The BLM’s roundup for “population control” plans on permanently removing at least 1,000 native wild horses, forcibly drugging approximately 250 indigenous mares with dangerous population control Pesticide PZP-22. Then the feds plan to release those drugged wild mares back into the gigantic Eastern Nevada complex–along with about 250 stallions. At least 1000 native wild horses will lose their homes despite returning some.

Right now all the wild horses in federally funded holding facilities are at risk of being shot or sold to slaughter because of poor management choices, overpopulation, lies and nasty politics.

As if that’s not bad enough, the BLM is planning on adding 1000 more wild horses to their broken captivity system with expensive holding facilities and an adoption program with rotten customer service.

It’s essential for Congress to know exactly how many wild horses and burros are living in the wild and in captivity. We have a petition you can sign and share that demands a head count and an investigation into the BLM’s sketchy program: https://www.change.org/p/u-s-senate-investigate-the-wild-horse-burro-count-in-captivity-and-freedom . Please send your elected officials the petition and take it with you to meetings to be a voice for the voiceless.

(Sadly the only paid lobbyists seem to be pushing Pesticide PZP so elected officials are getting the wrong education.)

Congress should insist the BLM take wild horses out of costly holding facilities to repatriate them into the wild in friendly areas, where neighbors appreciate them, and onto legal but empty Herd Areas to help prevent catastrophic wildfires and heal the land. The BLM must not put more native wild horses in costly holding facilities.

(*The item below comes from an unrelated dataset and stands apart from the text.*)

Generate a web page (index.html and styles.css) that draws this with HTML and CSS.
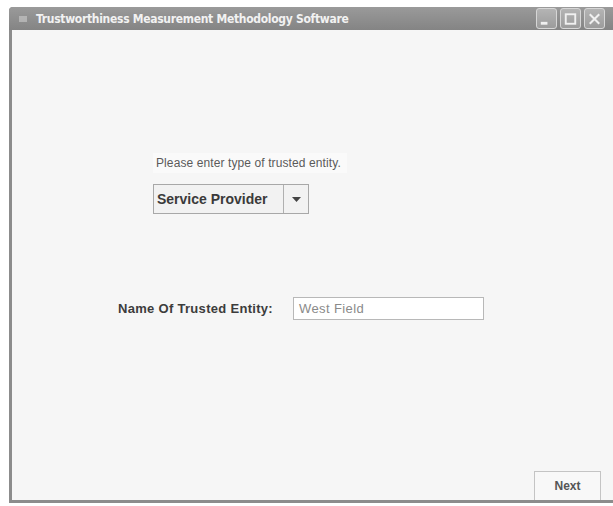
FILE: index.html
```html
<!DOCTYPE html>
<html>
<head>
<meta charset="utf-8">
<title>Trustworthiness Measurement Methodology Software</title>
<link rel="stylesheet" href="styles.css">
</head>
<body>
<div class="window">
  <div class="titlebar">
    <span class="app-icon">
      <svg width="10" height="10" viewBox="0 0 10 10"><path d="M1 3h8M1 5h8M1 7h8" stroke="#d8d8d8" stroke-width="1"/></svg>
    </span>
    <span class="title">Trustworthiness Measurement Methodology Software</span>
    <div class="controls">
      <span class="ctl"><svg width="20" height="20" viewBox="0 0 20 20"><rect x="4" y="13" width="7" height="3" fill="#f0f0f0"/></svg></span>
      <span class="ctl"><svg width="20" height="20" viewBox="0 0 20 20"><rect x="5" y="5" width="10" height="10" fill="none" stroke="#f0f0f0" stroke-width="2"/></svg></span>
      <span class="ctl"><svg width="20" height="20" viewBox="0 0 20 20"><path d="M5 5l10 10M15 5L5 15" stroke="#f0f0f0" stroke-width="2.2"/></svg></span>
    </div>
  </div>
  <div class="content">
    <div class="type-group">
      <div class="prompt">Please enter type of trusted entity.</div>
      <div class="combo">
        <span class="combo-value">Service Provider</span>
        <span class="combo-arrow"><svg width="9" height="5" viewBox="0 0 9 5"><path d="M0 0h9L4.5 5z" fill="#444"/></svg></span>
      </div>
    </div>
    <div class="name-row">
      <span class="name-label">Name Of Trusted Entity:</span>
      <div class="field">West Field</div>
    </div>
    <div class="footer">
      <button class="next">Next</button>
    </div>
  </div>
</div>
</body>
</html>
```

FILE: styles.css
```css
html, body {
  margin: 0;
  padding: 0;
  background: #ffffff;
}

body {
  padding: 7px 0 0 9px;
  font-family: "Liberation Sans", Arial, sans-serif;
}

.window {
  width: 606px;
  height: 496px;
  display: flex;
  flex-direction: column;
  background: #8c8c8c;
  border-radius: 4px 4px 0 0;
  box-sizing: border-box;
  padding: 0 0 3px 3px;
}

.titlebar {
  height: 23px;
  display: flex;
  align-items: center;
  padding-left: 9px;
  background: linear-gradient(#9a9a9a, #848484);
  border-radius: 4px 4px 0 0;
  margin-left: -3px;
}

.app-icon {
  display: flex;
  width: 14px;
}

.title {
  margin-left: 4px;
  color: #f2f2f2;
  font-family: "DejaVu Sans Condensed", "DejaVu Sans", sans-serif;
  font-size: 12px;
  font-weight: bold;
  letter-spacing: -0.3px;
}

.controls {
  margin-left: auto;
  display: flex;
  gap: 3px;
  margin-right: 10px;
}

.ctl {
  width: 19px;
  height: 19px;
  display: flex;
  align-items: center;
  justify-content: center;
  border: 1px solid #d6d6d6;
  border-radius: 3px;
  background: linear-gradient(#b4b4b4, #9c9c9c);
}

.content {
  flex: 1;
  background: #f6f6f6;
  display: flex;
  flex-direction: column;
}

.type-group {
  margin: 123px 0 0 141px;
}

.prompt {
  display: inline-block;
  padding: 3px 6px 3px 3px;
  background: #fafafa;
  color: #5a5a5a;
  font-size: 12px;
  letter-spacing: 0.1px;
}

.combo {
  margin-top: 11px;
  width: 156px;
  height: 30px;
  display: flex;
  border: 1px solid #a8a8a8;
  box-sizing: border-box;
  background: #f2f2f2;
}

.combo-value {
  flex: 1;
  display: flex;
  align-items: center;
  padding-left: 3px;
  font-size: 14px;
  font-weight: bold;
  color: #3a3a3a;
  border-right: 1px solid #b0b0b0;
}

.combo-arrow {
  width: 24px;
  display: flex;
  align-items: center;
  justify-content: center;
}

.name-row {
  margin: 83px 0 0 106px;
  display: flex;
  align-items: center;
}

.name-label {
  font-size: 13px;
  font-weight: bold;
  color: #3c3c3c;
  letter-spacing: 0.3px;
  width: 175px;
}

.field {
  width: 191px;
  height: 23px;
  box-sizing: border-box;
  border: 1px solid #b8b8b8;
  background: #ffffff;
  color: #8a8a8a;
  font-size: 13px;
  letter-spacing: 0.4px;
  display: flex;
  align-items: center;
  padding-left: 5px;
}

.footer {
  margin-top: auto;
  display: flex;
  justify-content: flex-end;
  padding-right: 14px;
}

.next {
  width: 67px;
  height: 29px;
  border: 1px solid #c4c4c4;
  border-bottom: none;
  background: #f8f8f8;
  font-family: "Liberation Sans", Arial, sans-serif;
  font-size: 12px;
  font-weight: bold;
  color: #555;
  padding: 0;
}
```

The Bureau of Land Management and the Department of Interior want to find ways to dispose of our national treasures so they can control and make billions of dollars off the public’s land.

Helicopter contractors, earning millions from roundups, will be paid to stampede native wild horses for miles and miles over snow, ice, and dangerous rocky terrain. Stampeding wild horses is cruel, unnatural and terrifying.

Then the wild horses will be shoved, sweating, into trap corrals with a fog of steam emanating from their wet, stressed bodies in freezing temperatures . . . The wild ones’ muscles can seize up after the terrifying stampede causing severe pain, and the wild horses’ upper respiratory systems will suffer.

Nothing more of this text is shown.